Another doctrine applied to impose liability for negligence is the doctrine of the last clear chance.  According to the doctrine, the negligence of the plaintiff does not preclude a recovery for the negligence of the defendant where it appears that the defendant, by exercising reasonable care and prudence might have avoided injurious consequences to the plaintiff notwithstanding the plaintiff’s negligence.  In order for the doctrine to be applied, the plaintiff must prove that[iv]:

  • the plaintiff was in a position of peril of which s/he was unaware or from which s/he could not extricate;
  • the defendant actually discovered or should have discovered his/her peril; and
  • after the defendant actually discovered or should have discovered plaintiff’s peril, the defendant had a reasonable opportunity to avoid the accident.

 

However, an owner of a business establishment is not considered to be the insurer of the safety of his/her patrons and need only keep the premises in a reasonably safe condition for use in a manner consistent with the purposes of the premises[v].

The mere fact that someone is injured while on another’s premises does not create a presumption of negligence on the part of the owner[vi].  In order to recover for injuries sustained on another’s premises, the injured party has the burden of proving a breach of duty on the part of the owner to exercise reasonable care.  The burden is met only where the evidence indicates that the defendant’s negligence was the most probable or likely cause of the occurrence and that no other factor can reasonably be ascribed as the cause of the accident[vii].

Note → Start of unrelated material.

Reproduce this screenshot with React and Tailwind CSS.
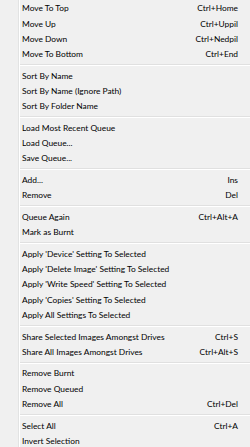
const groups = [
  [
    ['Move To Top', 'Ctrl+Home'],
    ['Move Up', 'Ctrl+Uppil'],
    ['Move Down', 'Ctrl+Nedpil'],
    ['Move To Bottom', 'Ctrl+End'],
  ],
  [
    ['Sort By Name'],
    ['Sort By Name (Ignore Path)'],
    ['Sort By Folder Name'],
  ],
  [
    ['Load Most Recent Queue'],
    ['Load Queue...'],
    ['Save Queue...'],
  ],
  [
    ['Add...', 'Ins'],
    ['Remove', 'Del'],
  ],
  [
    ['Queue Again', 'Ctrl+Alt+A'],
    ['Mark as Burnt'],
  ],
  [
    ["Apply 'Device' Setting To Selected"],
    ["Apply 'Delete Image' Setting To Selected"],
    ["Apply 'Write Speed' Setting To Selected"],
    ["Apply 'Copies' Setting To Selected"],
    ['Apply All Settings To Selected'],
  ],
  [
    ['Share Selected Images Amongst Drives', 'Ctrl+S'],
    ['Share All Images Amongst Drives', 'Ctrl+Alt+S'],
  ],
  [
    ['Remove Burnt'],
    ['Remove Queued'],
    ['Remove All', 'Ctrl+Del'],
  ],
  [
    ['Select All', 'Ctrl+A'],
    ['Invert Selection'],
  ],
];

function Item({ label, shortcut }) {
  return (
    <div className="flex h-[15.25px] items-center justify-between pl-[2px] pr-[12px]">
      <span>{label}</span>
      {shortcut && <span>{shortcut}</span>}
    </div>
  );
}

function Separator() {
  return (
    <div className="flex h-[6.4px] flex-col justify-center">
      <div className="h-px bg-[#e0e0e0]" />
      <div className="h-px bg-white" />
    </div>
  );
}

export default function App() {
  return (
    <div
      className="flex h-[447px] w-[250px] overflow-hidden bg-[#f0f0f0] text-[8.4px] leading-none text-black"
      style={{ fontFamily: 'Lato, "Noto Sans", sans-serif' }}
    >
      <div className="w-[19px] shrink-0 border-r border-[#e2e3e3]" />
      <div className="flex-1 border-l border-white pt-[1px]">
        {groups.map((items, gi) => (
          <div key={gi}>
            {gi > 0 && <Separator />}
            {items.map(([label, shortcut]) => (
              <Item key={label} label={label} shortcut={shortcut} />
            ))}
          </div>
        ))}
      </div>
    </div>
  );
}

[i] Magarian v. Hawkins, 321 F.3d 235, 238 (1st Cir. Mass. 2003).

[ii] Richardson v. Wal-Mart Stores, 963 S.W.2d 162, 165 (Tex. App. Texarkana 1998).

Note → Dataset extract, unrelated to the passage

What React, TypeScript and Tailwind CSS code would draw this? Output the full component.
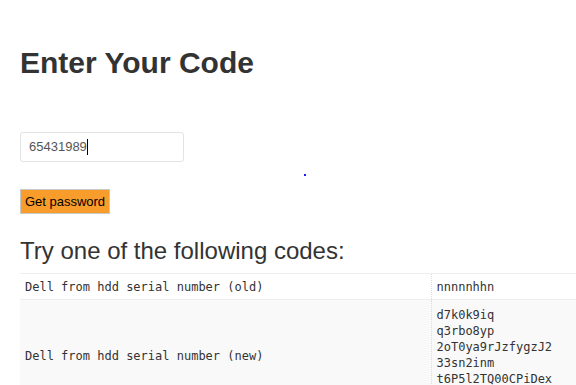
import React from 'react'

const codes = ['d7k0k9iq', 'q3rbo8yp', '2oT0ya9rJzfygzJ2', '33sn2inm', 't6P5l2TQ00CPiDex', '5f1e4a1dcI3Pw9U8']

export default function App() {
  return (
    <div className="w-[576px] h-[385px] overflow-hidden bg-white text-[#333] font-['Liberation_Sans',Arial,sans-serif]">
      <div className="pl-5 pt-[46px]">
        <h1 className="text-[30px] font-bold leading-[33px] text-[#333]">Enter Your Code</h1>
        <div className="mt-[53px] w-[164px] h-[30px] border border-[#e3e3e3] rounded-[3px] flex items-center pl-2 text-[13px] text-[#555]">
          65431989<span className="inline-block w-px h-[16px] bg-black" />
        </div>
        <div className="relative h-[27px]">
          <div className="absolute left-[284px] top-[12px] w-[2px] h-[2px] bg-[#1a1aff]" />
        </div>
        <button className="block h-[25px] w-[90px] bg-[#f89c2b] border border-[#c8c8c8] text-[13px] text-black leading-none">
          Get password
        </button>
        <h2 className="mt-[23px] text-[24px] leading-[28px] font-normal text-[#333]">Try one of the following codes:</h2>
        <table className="mt-[8px] w-[640px] border-collapse font-['DejaVu_Sans_Mono',monospace] text-[12px] text-[#333]">
          <tbody>
            <tr className="bg-white border-t border-[#eee]">
              <td className="w-[411px] h-[26px] px-[5px] py-0 align-middle">Dell from hdd serial number (old)</td>
              <td className="px-[5px] border-l border-dotted border-[#ddd] align-middle">nnnnnhhn</td>
            </tr>
            <tr className="bg-[#f9f9f9] border-t border-[#eee]">
              <td className="px-[5px] align-middle">Dell from hdd serial number (new)</td>
              <td className="px-[5px] pt-[7px] pb-[9px] border-l border-dotted border-[#ddd] leading-[16px]">
                {codes.map((c) => (
                  <div key={c}>{c}</div>
                ))}
              </td>
            </tr>
          </tbody>
        </table>
      </div>
    </div>
  )
}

[iii] O’Keefe v. South End Rowing Club, 64 Cal. 2d 729 (Cal. 1966).

[iv] Thomas v. Dispenza, 214 So. 2d 387, 389 (La.App. 3 Cir. 1968)

[v] Rachal v. Brookshire Grocery Stores, Inc. (Brookshire Grocery Co.), 336 So. 2d 1014, 1017 (La.App. 3 Cir. 1976).

[vi] Walker v. Union Oil Mill, Inc., 360 So. 2d 894, 897 (La. Ct. App. 1978).

[vii] Ned v. Hertz Corp., 356 So. 2d 1074, 1076 (La.App. 4 Cir. 1978).